Au sortir de la salle locale, quelques spectatrices appréciaient les costumes,
se réjouissaient des jeux de lumière, néanmoins le cinéma ne saurait, que je
sache, se résumer à un défilé folklorique, à une addition décorative de
textures optiques. Dantza, dans l’esprit de ses créateurs sans doute sincères,
assurément peu inspirés, tant pis, équivalait à une fable aux prétentions
universelles, à un récit en pure gestuelle. Le résultat déçoit, propose une
identité pasteurisée, tronquée, dont le mutisme ne mime à aucun moment
l’éloquence, dont les chants, non sous-titrés en français, paraissent réservés
aux initiés, au cénacle savant, aux membres d’une troupe rétive à l’interlope,
donc au dialogue. De manière ironique, il suffit à Visconti & Cimino d’un tandem fameux, de bal social, sis parmi Le
Guépard (1963) et La Porte du paradis (1980), pour
laisser derrière l’essai a priori
excitant, au final inexistant, sinon arrogant.
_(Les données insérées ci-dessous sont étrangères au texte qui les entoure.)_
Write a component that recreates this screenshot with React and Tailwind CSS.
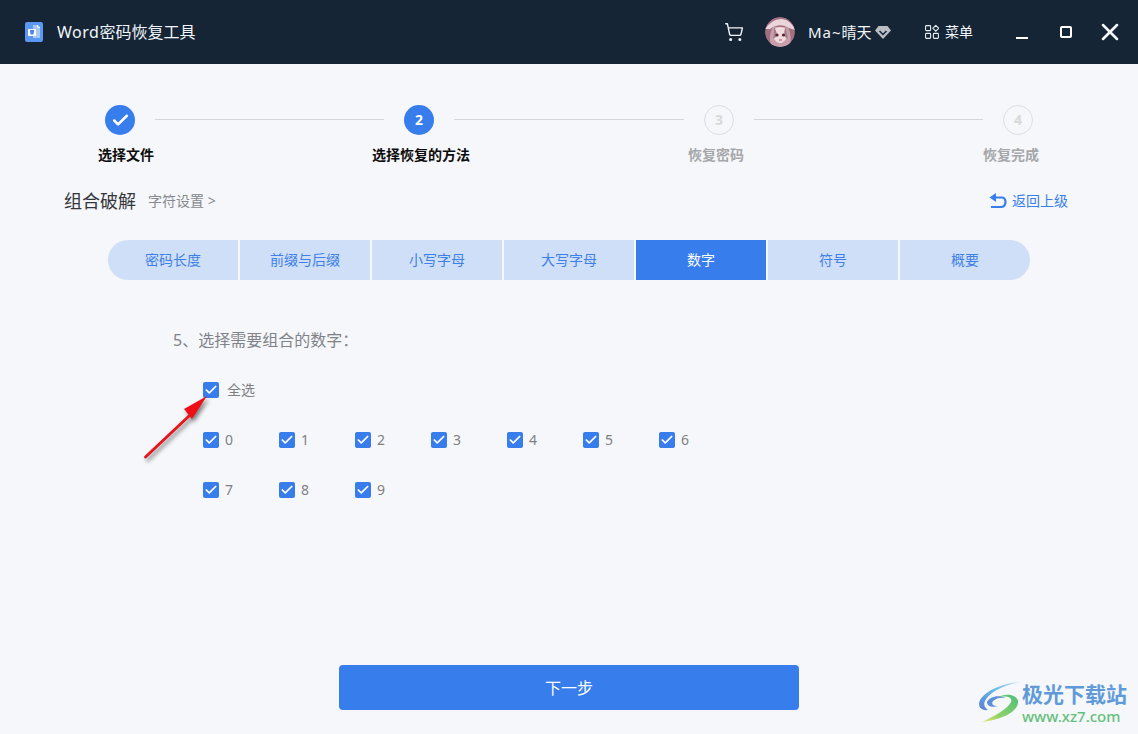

En conclusion, la souplesse
s’accorde mal avec la joliesse et la dear,
individualiste, Cyd Charisse, délestée de symbolisme scolaire, de hiératisme
risible, alors magnifiée par la caméra (é)mouvante de Vincente Minnelli (Tous
en scène, 1953) ou Nicholas Ray (Traquenard, 1958), continue à valser
pour l’éternité, entre rêve et réalité, en tout cas celle, forte et fragile, du
cinéma, pas seulement celui d’autrefois.